Dazu tritt die Eroberung des Konservativen. „Wer unsere Heimat liebt, spaltet sie nicht“ war der Erfolgsslogan Alexander van der Bellens bei der Präsidentenwahl in Österreich. Unsere Freundinnen und Freunde in Bayern hatten eine ähnliche Aufstellung, die es früheren CSU-Wähler*innen erleichterte, diesmal ein Kreuz bei den Grünen zu machen. Sind die Grünen im neuen System konservativ? Ich glaube nicht. Ich glaube, nicht wir haben uns verändert, sondern die Konservativen. Konservativ hat in meiner Lesart auch immer etwas mit Anstand zu tun. Mit tiefer Verbundenheit zu Europa. Mit Nächstenliebe. Wie soll denn bitteschön ein Konservativer heute noch Seehofer, Dobrindt und Söder wählen?

Also Grüne Volkspartei?

Jetzt kritisieren gleich wieder einige: „ bloß nicht Volkspartei werden!“. Das ist aber nicht die Frage, um die es geht. Niemand kann bestreiten: Volksparteien sind out. Die Idee der Volkspartei bedeutet, für eine möglichst große Zahl von Menschen anschlussfähig zu sein. Dabei geht in aller Regel die politische Substanz über kurz oder lang flöten. Man sieht es bei der Union, dass sie letztlich nur noch ein Kanzlerinnenwahlverein ist, man sieht es bei der SPD, die in ihrer tiefen Verunsicherung nicht einmal mehr das hinbekommt. Beide glauben aus ihrer Geschichte heraus, es so vielen recht machen zu müssen, dass es am Ende niemandem recht machen können.
Die heutigen Volksparteien folgen der Logik, dass sie schauen, wo die Mehrheiten sind, und sich dahinter versammeln. Unsere Aufgabe ist die genau entgegengesetzte. Unsere Aufgabe besteht darin, einen klaren politischen Kurs vorzugeben, der von gesellschaftlicher Liberalität, einen sozialem Aufbruch, ökologische Modernisierung und der Überzeugung, dass diese Modernisierung mit technologischen Fortschritt gestaltet werden kann, geprägt ist. Und hinter diesem Kurs die Mehrheit der Gesellschaft nicht nur in ihren politischen Ansichten, sondern auch in Stimmen bei der Wahl zu versammeln. Nicht nur arithmetische, sondern eine ideelle Meinungsführerschaft für die Gesamtgesellschaft zu übernehmen.
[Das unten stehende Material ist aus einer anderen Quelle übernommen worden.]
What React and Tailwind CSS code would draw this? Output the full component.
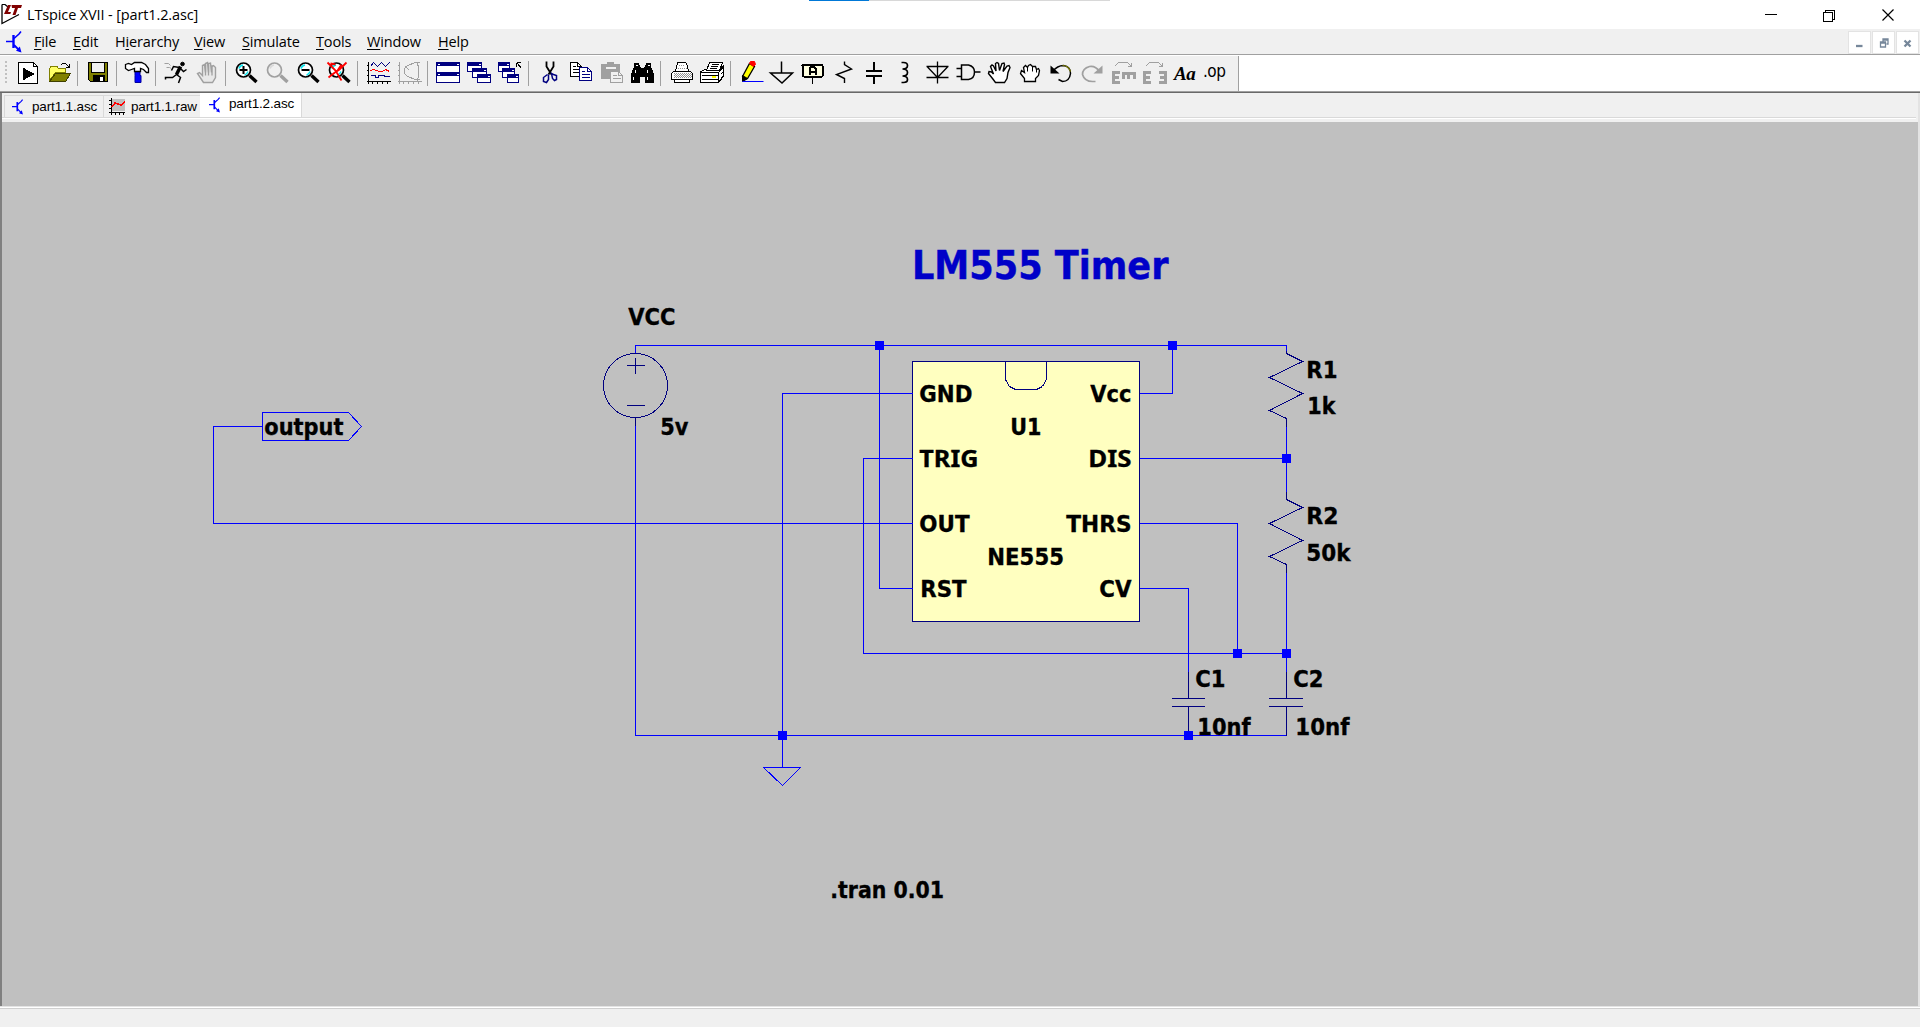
import React from "react";

const Ico = ({ children, smooth }) => (
  <div className="w-[31px] shrink-0 pl-1">
    <svg width="25" height="25" viewBox="0 0 25 25" fill="none" stroke="black" shapeRendering={smooth ? "auto" : "crispEdges"} className="overflow-visible">
      <g transform="translate(.5 .5)">{children}</g>
    </svg>
  </div>
);

const Sep = () => (
  <div className="w-2 shrink-0 pl-[3px]">
    <div className="h-[25px] w-px bg-[#a0a0a0]" />
  </div>
);

const Mag = ({ c = "black", gray, children }) => (
  <Ico smooth>
    <path d="M15 14 L22 20.5" stroke={c} strokeWidth="3.4" />
    <circle cx="9" cy="8.5" r="7" stroke={c} strokeWidth="1.7" fill={gray ? "#f0f0f0" : "white"} />
    <path d="M4.5 7 Q5.5 4 8.5 3.5" stroke={gray ? "#d8d8d8" : "#00e5ee"} strokeWidth="1.6" />
    {!gray && <path d="M13.5 10 Q12.5 13 10 13.6" stroke="#00e5ee" strokeWidth="1.4" />}
    {children}
  </Ico>
);

const Win = ({ x, y, w = 14, h = 9 }) => (
  <g stroke="#000080">
    <rect x={x} y={y} width={w} height={h} fill="white" />
    <rect x={x} y={y} width={w} height="3" fill="#000080" />
    <path d={`M${x + w - 3} ${y + 1.5}h2`} stroke="white" />
  </g>
);

const Transistor = ({ w, h }) => (
  <svg width={w} height={h} viewBox="0 0 17 22" fill="none" stroke="#0000ff" className="shrink-0">
    <path d="M0 10.5H7M15 0.500L13 3L8 7.5" strokeWidth="1.6" />
    <path d="M7.5 4V17" strokeWidth="2.4" />
    <path d="M8 14L14 20" strokeWidth="1.8" />
    <path d="M15.5 21.5L10 19.8L13.8 15.5Z" fill="#0000ff" stroke="none" />
  </svg>
);

const openHand = "M8 21 L5 17 L1 12 L1.5 10 L4 10.5 L6 12.5 L3 5 L4.5 3.5 L6 4.5 L8.5 9.5 L8 2 L9.5 1 L11 2 L12 9 L14.5 2 L16.5 1.5 L17 3 L15.5 10 L19.5 4.5 L21.5 4 L22.5 6 L20.500 11 L19.500 17 L17 21 Z";

function Toolbar() {
  const g = "#a0a0a0";
  return (
    <div className="flex h-[35px] w-[1239px] items-start border-r border-[#a0a0a0] bg-[#f0f0f0] pt-[5px]">
      <div className="flex w-3 shrink-0 flex-col gap-[2px] pl-[5px]">
        {[0, 1, 2, 3, 4, 5].map((i) => <div key={i} className="h-[2px] w-[2px] bg-[#c0c0c0]" />)}
      </div>
      <Ico>
        <path d="M2 1H17L21 5V22H2Z" fill="white" />
        <path d="M17 1V5H21" />
        <path d="M7 7L17 12.5L7 18Z" fill="black" />
      </Ico>
      <Ico>
        <path d="M2 19V7L4 4.5H9L11 7H18V11H8Z" fill="#ffff66" stroke="#808000" />
        <path d="M2 20L8 12H23L18 20Z" fill="#808000" stroke="#404000" />
        <path d="M13 4L15 2H18L22 6M22 2V6H18" />
      </Ico>
      <Sep />
      <Ico>
        <path d="M2 1H21V20H4L2 18Z" fill="#808000" />
        <rect x="5" y="1" width="13" height="10" fill="#f0f0f0" />
        <rect x="7" y="14" width="11" height="6" fill="black" />
        <rect x="14" y="16" width="2" height="3" fill="white" stroke="white" />
      </Ico>
      <Sep />
      <Ico smooth>
        <path d="M9.500 9H14.500V14H15.500V21H9.500V14Z" fill="#0000ff" stroke="#0000a0" />
        <path d="M0 3L3 2L6 3L9 1H16L20 3L23 7V11H21L18 8L15 7V10H9V7L6 8L3 9L0 7Z" fill="white" strokeWidth="1.3" />
      </Ico>
      <Sep />
      <Ico smooth>
        <circle cx="18" cy="2.5" r="1.8" fill="black" />
        <path d="M16 5L12 13" strokeWidth="3.5" />
        <path d="M15 6L9 5L7 9M16 7L19 10L22 8M12 13L16 16L14 21.5M12 13L8 16L1 16V18" strokeWidth="1.5" />
        <path d="M0 2H4L6 4M2 6H5L7 7" stroke={g} />
      </Ico>
      <Ico smooth>
        <path d="M8 21L2 12L4 11L7 14V4L9 3L10 11V2L12 1L13 11V2L15 1.5L16 11V5L18 4L20 6V16L17 21Z" stroke={g} fill="#e8e8e8" strokeWidth="1.4" />
        <path d="M10 3V14M13 3V14M16.500 4V14" stroke={g} strokeWidth="1.3" />
      </Ico>
      <Sep />
      <Mag><path d="M5 8.5H13M9 4.5V12.5" strokeWidth="2" /></Mag>
      <Mag c={g} gray />
      <Mag><path d="M5 8.5H13" strokeWidth="2" /></Mag>
      <Mag>
        <path d="M0 1L4 5L8 9L14 19M19 1L12 8L6 12L1 16M3 2L8 3M5 13L10 9L14 3" stroke="#ff0000" strokeWidth="1.8" />
      </Mag>
      <Sep />
      <Ico>
        <path d="M2 0V22M0 20H24M0 4H2M0 9H2M0 14H2M6 20V22M11 20V22M16 20V22M21 20V22" />
        <path d="M4 5L7 1L11 5L15 1L19 5L23 1M4 14H9V16H12V14H18V15H23" stroke="#000080" />
        <path d="M4 9L7 8L10 9L13 10H16L19 8L23 10" stroke="#ff0000" />
      </Ico>
      <Ico>
        <g stroke={g}>
          <path d="M2 0V22M0 20H24M0 4H2M0 9H2M0 14H2M6 20V22M11 20V22M16 20V22M21 20V22" />
          <path d="M10 4L7 7V12L10 15M22 1H18L10 4M21 3V16M22 18H18L10 15M8 5L12 9M20 4V0M20 16V19" />
        </g>
      </Ico>
      <Sep />
      <Ico>
        <Win x={0} y={1} w={23} h={10} />
        <Win x={0} y={11} w={23} h={10} />
        <path d="M1 2.5H3M1 12.5H3" stroke="white" />
      </Ico>
      <Ico><Win x={0} y={1} /><Win x={5} y={7} /><Win x={10} y={13} w={13} h={8} /></Ico>
      <Ico>
        <Win x={0} y={1} w={11} /><Win x={4} y={7} w={12} /><Win x={9} y={13} w={11} h={8} />
        <path d="M18 1H22M18 1V5M19 2L23 7" />
      </Ico>
      <Sep />
      <Ico smooth>
        <path d="M9 0V5L14 13M16 0V5L11 13" strokeWidth="1.8" />
        <path d="M10 13L6 16V20L9 21L11 18V13M14 12L15 17L17 19L19 18V14L16 13Z" stroke="#000080" strokeWidth="1.5" />
      </Ico>
      <Ico>
        <path d="M2 1H9L13 5V15H2Z" fill="white" /><path d="M9 1V5H13M4 5H7M4 8H11M4 11H11" />
        <path d="M11 6H19L23 10V19H11Z" fill="white" stroke="#000080" /><path d="M19 6V10H23M13 10H16M13 13H21M13 16H21" stroke="#000080" />
      </Ico>
      <Ico>
        <path d="M2 3H8V1H14V3H20V17H2Z" fill={g} stroke={g} /><path d="M6 6H16" stroke="#f0f0f0" strokeWidth="2" />
        <path d="M11 10H19L23 14V21H11Z" fill="#f0f0f0" stroke={g} /><path d="M19 10V14H23M13 14H17M13 17H21" stroke={g} />
      </Ico>
      <Ico>
        <path d="M4 2H8L10 7H14L16 2H20V5L23 13V21H15V15H9V21H1V13L4 5Z" fill="black" />
        <path d="M5 4H7M17 4H19M5 8V11M17 8V11M3 15V18M17 15V18" stroke="white" strokeWidth="1.4" />
      </Ico>
      <Sep />
      <Ico>
        <path d="M6 10L8 1H16L18 4L19 10H21L23 12V18H20V21H5V18H2V12L4 10Z" fill="white" />
        <path d="M9 4H15M8 7H17M4 12H22M4 14H22M4 16H22" stroke="#909090" strokeDasharray="1 1" />
        <path d="M5 13H22M5 15H22" stroke="#909090" strokeDasharray="1 1" />
        <path d="M5 18H20M4 10H20" />
      </Ico>
      <Ico>
        <path d="M0 10L5 8H20L23 4V15L18 21H0Z" fill="white" /><path d="M0 11H18V21M18 11L23 6M1 14H18M1 18H18" />
        <path d="M6 9L9 1H22L19 9Z" fill="white" /><path d="M11 3H18M10 5H17M9 7H16M20 13L22 11M20 17L22 15" />
        <path d="M11 15H15" stroke="#ffff00" strokeWidth="2" />
      </Ico>
      <Sep />
      <Ico smooth>
        <path d="M3 15L10 2L15 5L8 17L4 19Z" fill="#ffff00" strokeWidth="1.3" />
        <path d="M11 0H15L16 3L14 5L10 2Z" fill="#ff0000" stroke="#ff0000" /><path d="M3 14L8 17L3 20Z" fill="black" />
        <path d="M3 20H24" stroke="#0000ff" />
      </Ico>
      <Ico smooth><path d="M11 0V11.5M0 11.5H22L11.5 21.5Z" strokeWidth="1.5" /></Ico>
      <Ico>
        <rect x="1" y="3" width="20" height="12" rx="1" fill="#ffffe0" strokeWidth="2" /><path d="M11 16V22" />
        <path d="M8 13V7L10 5H12L14 7V13M8 10H14" strokeWidth="2" />
      </Ico>
      <Ico smooth><path d="M12 0V3L19 7.5L4 13L12 17V21.5" strokeWidth="1.4" /></Ico>
      <Ico><path d="M10.500 0V9M10.500 15V22" strokeWidth="1.4" /><path d="M2.500 9H18.500M2.500 14H18.500" strokeWidth="2" /></Ico>
      <Ico smooth><path d="M7 1H9Q13 1 13 4Q13 7.5 8 7.5Q13 7.5 13 11Q13 14.5 8 14.5Q13 14.5 13 18Q13 21 9 21H7" strokeWidth="1.7" /></Ico>
      <Ico smooth><path d="M12 0V22M1 5H23M2 5.5L12 16L22 5.5M1 16H23" strokeWidth="1.3" /></Ico>
      <Ico smooth><path d="M5 3.500H12Q18 5 18 10.500Q18 17 12 18H5ZM0 7H5M0 15H5M18 10.500H24" strokeWidth="1.5" /></Ico>
      <Ico smooth><path d={openHand} fill="white" strokeWidth="1.4" /></Ico>
      <Ico smooth>
        <path d="M6 20V17L2 12L3 9L6 11L5 6L7 4L9 6L10 4L12 3L14 5L17 5L18 8L20 7L21 9L20 14L17 17V20Z" fill="white" strokeWidth="1.3" />
        <path d="M9 6V10M14 5V10M18 8V11" />
      </Ico>
      <Ico smooth>
        <path d="M3 10Q8 4 14 4Q21 5 21 12Q20 20 13 20L9 18" strokeWidth="1.5" /><path d="M1 4V12H10Z" fill="black" stroke="none" />
        <path d="M13 4Q19 4 21 10" stroke="#808000" strokeWidth="1.2" />
      </Ico>
      <Ico smooth>
        <path d="M19 10Q15 4 9 5Q2 7 2 13Q4 20 12 20H15" stroke={g} strokeWidth="1.7" /><path d="M22 4V12H13Z" fill={g} stroke="none" />
      </Ico>
      <Ico>
        <g fill={g} stroke="none">
          <path d="M0 9.500H8V12.500H3V14.500H7V17H3V19H8V22H0Z" />
          <path d="M10 10.500H24V17.500H21V13.500H18.500V17.500H15.500V13.500H13V17.500H10Z" />
        </g>
        <path d="M3 5L7 1H16L20 5M20 1V5H16" stroke={g} />
      </Ico>
      <Ico>
        <g fill={g} stroke="none">
          <path d="M0 9.500H8V12.500H3V14.500H7V17H3V19H8V22H0Z" />
          <path d="M24 9.500H16V12.500H21V14.500H17V17H21V19H16V22H24Z" />
        </g>
        <path d="M3 5L7 1H16L20 5M20 1V5H16" stroke={g} />
      </Ico>
      <div className="h-[25px] w-[31px] shrink-0 pl-[5px] font-['Liberation_Serif',serif] text-[19px] font-bold italic leading-[25px] tracking-[-0.5px] text-black">Aa</div>
      <div className="h-[25px] w-[31px] shrink-0 pl-[3px] font-['DejaVu_Sans_Condensed','DejaVu_Sans',sans-serif] text-[17px] leading-[21px] tracking-[-0.5px] text-black">.op</div>
    </div>
  );
}

const labels = [
  ["VCC", 629, 675, 324.5], ["5v", 661, 688, 434.5], ["output", 265, 343, 434.5],
  ["GND", 920, 972, 402], ["Vcc", 1091, 1131, 402], ["U1", 1011, 1041, 434.5],
  ["TRIG", 920, 978, 467, 1], ["DIS", 1089, 1131, 467, 1], ["OUT", 920, 969, 532],
  ["THRS", 1067, 1131, 532], ["NE555", 988, 1063.5, 565], ["RST", 921, 966, 597],
  ["CV", 1100, 1131, 597], ["R1", 1307, 1337, 378], ["1k", 1308, 1335, 414],
  ["R2", 1307, 1338, 524], ["50k", 1307, 1350, 561], ["C1", 1196, 1225, 687],
  ["10nf", 1198, 1250, 735], ["C2", 1294, 1323, 687], ["10nf", 1296, 1349, 735],
  [".tran 0.01", 831, 943.5, 898],
];

const junctions = [[879, 345], [1172, 345], [1286, 458], [1237, 653], [1286, 653], [1188, 735], [782, 735]];

function Schematic() {
  return (
    <svg width="1920" height="884" viewBox="0 122 1920 884" className="block" fill="none">
      <g transform="translate(.5 .5)" shapeRendering="crispEdges">
        <rect x="912" y="361" width="227" height="260" fill="#ffffc0" stroke="#000080" />
        <g stroke="#0000ff">
          <path d="M635 353V345H1286V350M635 425V735H1286M782 767V393H912M912 458H863V653H1286M213 523H912M262 426H213V523M912 588H879V345M1139 393H1172V345M1139 458H1286M1139 523H1237V653M1139 588H1188V671M1286 426V491M1286 572V671" />
          <path d="M262 412H348L361 426L348 440H262Z" />
          <path d="M763 767H800L782 785Z" />
        </g>
        <g stroke="#000080">
          <circle cx="635" cy="385" r="32" />
          <path d="M635 417V425M626.500 365H644.500M635 357V373M626.500 405H644.500" />
          <path d="M1005 361V379L1009 386L1015 389H1036L1042 386L1046 379V361" />
          <path d="M1286 350V353L1302 361L1269 377L1302 393L1269 410L1286 418V426M1286 491V499L1302 507L1269 523L1302 540L1269 556L1286 564V572" />
          <path d="M1188 671V698M1171.500 698H1204.500M1171.500 706H1204.500M1188 706V735M1286 671V698M1268.500 698H1302.500M1268.500 706H1302.500M1286 706V735" />
        </g>
      </g>
      {junctions.map(([x, y]) => <rect key={`${x}-${y}`} x={x - 4} y={y - 4} width="9" height="9" fill="#0000ff" />)}
      <g className="font-['DejaVu_Sans_Condensed','DejaVu_Sans',sans-serif] text-[22.5px] font-bold" fill="black" stroke="black" strokeWidth="0.3">
        {labels.map(([t, a, b, y, serif], i) => (
          <text key={i} x={a - 0.7} y={y} textLength={b - a + 1.2} lengthAdjust="spacingAndGlyphs" className={serif ? "font-['Noto_Sans',sans-serif]" : ""}>{t}</text>
        ))}
      </g>
      <text x="912" y="279" textLength="256.5" lengthAdjust="spacingAndGlyphs" fill="#0000c8" stroke="#0000c8" strokeWidth="0.4" className="font-['DejaVu_Sans_Condensed','DejaVu_Sans',sans-serif] text-[38.5px] font-bold">LM555 Timer</text>
    </svg>
  );
}

const menus = [
  ["F", "ile", "w-[39px]"], ["E", "dit", "w-[42px]"], ["H", "ierarchy", "w-[79px]", 1], ["V", "iew", "w-[48px]"],
  ["S", "imulate", "w-[74px]"], ["T", "ools", "w-[51px]"], ["W", "indow", "w-[71px]"], ["H", "elp", "w-[50px]"],
];

export default function App() {
  return (
    <div className="flex h-[1027px] w-[1920px] flex-col overflow-hidden bg-[#f0f0f0] font-['Open_Sans',sans-serif] text-black">
      <div className="relative flex h-[29px] items-center bg-white">
        <div className="absolute left-[809px] top-0 flex h-px">
          <div className="w-[60px] bg-[#0078d7]" /><div className="w-[241px] bg-[#d8d8d8]" />
        </div>
        <svg width="21" height="21" viewBox="0 0 21 21" className="ml-[1px] mt-[-1px]" fill="none">
          <path d="M1 0.5V19.5L18 10.5" stroke="black" strokeWidth="1.3" />
          <path d="M1 .5H4L7 3" stroke="black" strokeWidth="1.2" />
          <path d="M7 1H10L7 8H10L9.300 10H3Z" fill="#800000" />
          <path d="M10.500 1H21L20 4H17L14.500 11H11.500L14 4H11Z" fill="#800000" />
        </svg>
        <div className="ml-[5px] w-[180px] whitespace-nowrap text-[14.5px] leading-[29px] tracking-[-0.13px]">LTspice XVII - [part1.2.asc]</div>
        <svg width="150" height="20" viewBox="0 0 150 20" className="ml-auto mr-3" stroke="black" fill="none" shapeRendering="crispEdges">
          <path d="M7 9.500H19" />
          <path d="M65.500 7.500H74.500V16.500H65.500ZM67.500 7.500V5.500H76.500V14.500H74.500" />
          <path d="M124.500 4.500L135.500 15.500M135.500 4.500L124.500 15.500" shapeRendering="auto" strokeWidth="1.2" />
        </svg>
      </div>

      <div className="flex h-[25px] items-center">
        <div className="ml-[6px] w-[28px]"><Transistor w={17} h={22} /></div>
        {menus.map(([a, b, w, h]) => (
          <div key={a + b} className={`${w} whitespace-nowrap text-[14.5px] leading-[25px] tracking-[-0.15px]`}>
            {h ? <>H<u className="underline-offset-2">i</u>erarchy</> : <><u className="underline-offset-2">{a}</u>{b}</>}
          </div>
        ))}
        <div className="ml-auto mr-[1px] flex gap-[1px] pt-[2px]">
          {["M7.500 14.500H14", "M8 10.500H13V15.500H8ZM8 11.500H13M10.500 10V7.500H15.500V12.500H14M10 8.500H15", "M8 9L14 15M14 9L8 15"].map((d, i) => (
            <div key={i} className="h-[23px] w-[23px] border border-[#e3e3e3] bg-white">
              <svg width="21" height="21" viewBox="0 0 21 21" stroke="#76879a" fill="none" strokeWidth={i === 1 ? 1.3 : 2.3}><path transform="translate(-.5 -.5)" d={d} /></svg>
            </div>
          ))}
        </div>
      </div>

      <div className="flex h-[37px] border-t border-[#a0a0a0] bg-white pt-px">
        <Toolbar />
      </div>
      <div className="h-[2px] shrink-0 border-b border-[#696969] bg-[#a0a0a0]" />

      <div className="flex h-[29px] shrink-0 flex-col border-l-2 border-r-2 border-l-[#808080] border-r-[#e3e3e3]">
        <div className="flex h-[24px] items-end pl-[2px] font-['Liberation_Sans',sans-serif] text-[13.5px] tracking-[-0.15px]">
          <div className="flex h-[22px] w-[99px] items-center border-l border-t border-[#d9d9d9] pl-[7px]">
            <Transistor w={12} h={16} /><span className="ml-[8px] pt-px">part1.1.asc</span>
          </div>
          <div className="flex h-[22px] w-[97px] items-center border-l border-t border-[#d9d9d9] pl-[5px]">
            <svg width="17" height="17" viewBox="0 0 17 17" fill="none" shapeRendering="crispEdges" className="shrink-0">
              <path d="M3 1H16V13H3Z" fill="#c0c0c0" /><path d="M2.500 0V17M0 14.500H16M0 2.500H2M0 6.500H2M0 10.500H2M6.500 14V17M10.500 14V17M14.500 14V17" stroke="black" />
              <path d="M3 9L6 5L9 6L12 7L16 4" stroke="#ff0000" strokeWidth="1.5" />
            </svg>
            <span className="ml-[5px] pt-px">part1.1.raw</span>
          </div>
          <div className="flex h-[24px] w-[102px] items-center border-r border-[#d9d9d9] bg-white pb-px pl-[9px]">
            <Transistor w={12} h={16} /><span className="ml-[8px]">part1.2.asc</span>
          </div>
        </div>
        <div className="mr-[2px] h-[2px] border-t border-[#d9d9d9] bg-white" />
      </div>
      <div className="h-[884px] shrink-0 border-l-2 border-r-2 border-l-[#808080] border-r-[#e3e3e3] bg-[#c0c0c0]">
        <div className="-ml-[2px] w-[1918px] overflow-hidden"><Schematic /></div>
      </div>
      <div className="h-[3px] shrink-0 border-b border-t border-b-[#d0d0d0] border-t-[#e3e3e3] bg-white" />
      <div className="grow bg-[#f0f0f0]" />
    </div>
  );
}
Kurz gesagt: Ich will nicht, dass wir Grüne Volkspartei werden. Ich will, dass wir die Maß-der-Dinge-Partei werden.

Und das bedeutet auch, die Lücke, die die sieche SPD hinterlässt, selbstbewusst zu füllen. Wir haben die Chance, Führende Kraft der linken Mitte zu werden. Nutzen wir sie. Ohne Überheblichkeit, aber auch ohne zu viel Bescheidenheit. Es macht Sinn, auch wenn er fliegt auf dem Teppich zu bleiben. Wichtiger als über die Landung zu reden ist aber, den Teppich mit guten Ideen lange in der Luft zu halten und klar zu machen, dass wir uns diesen Flug mit harter Arbeit verdient haben.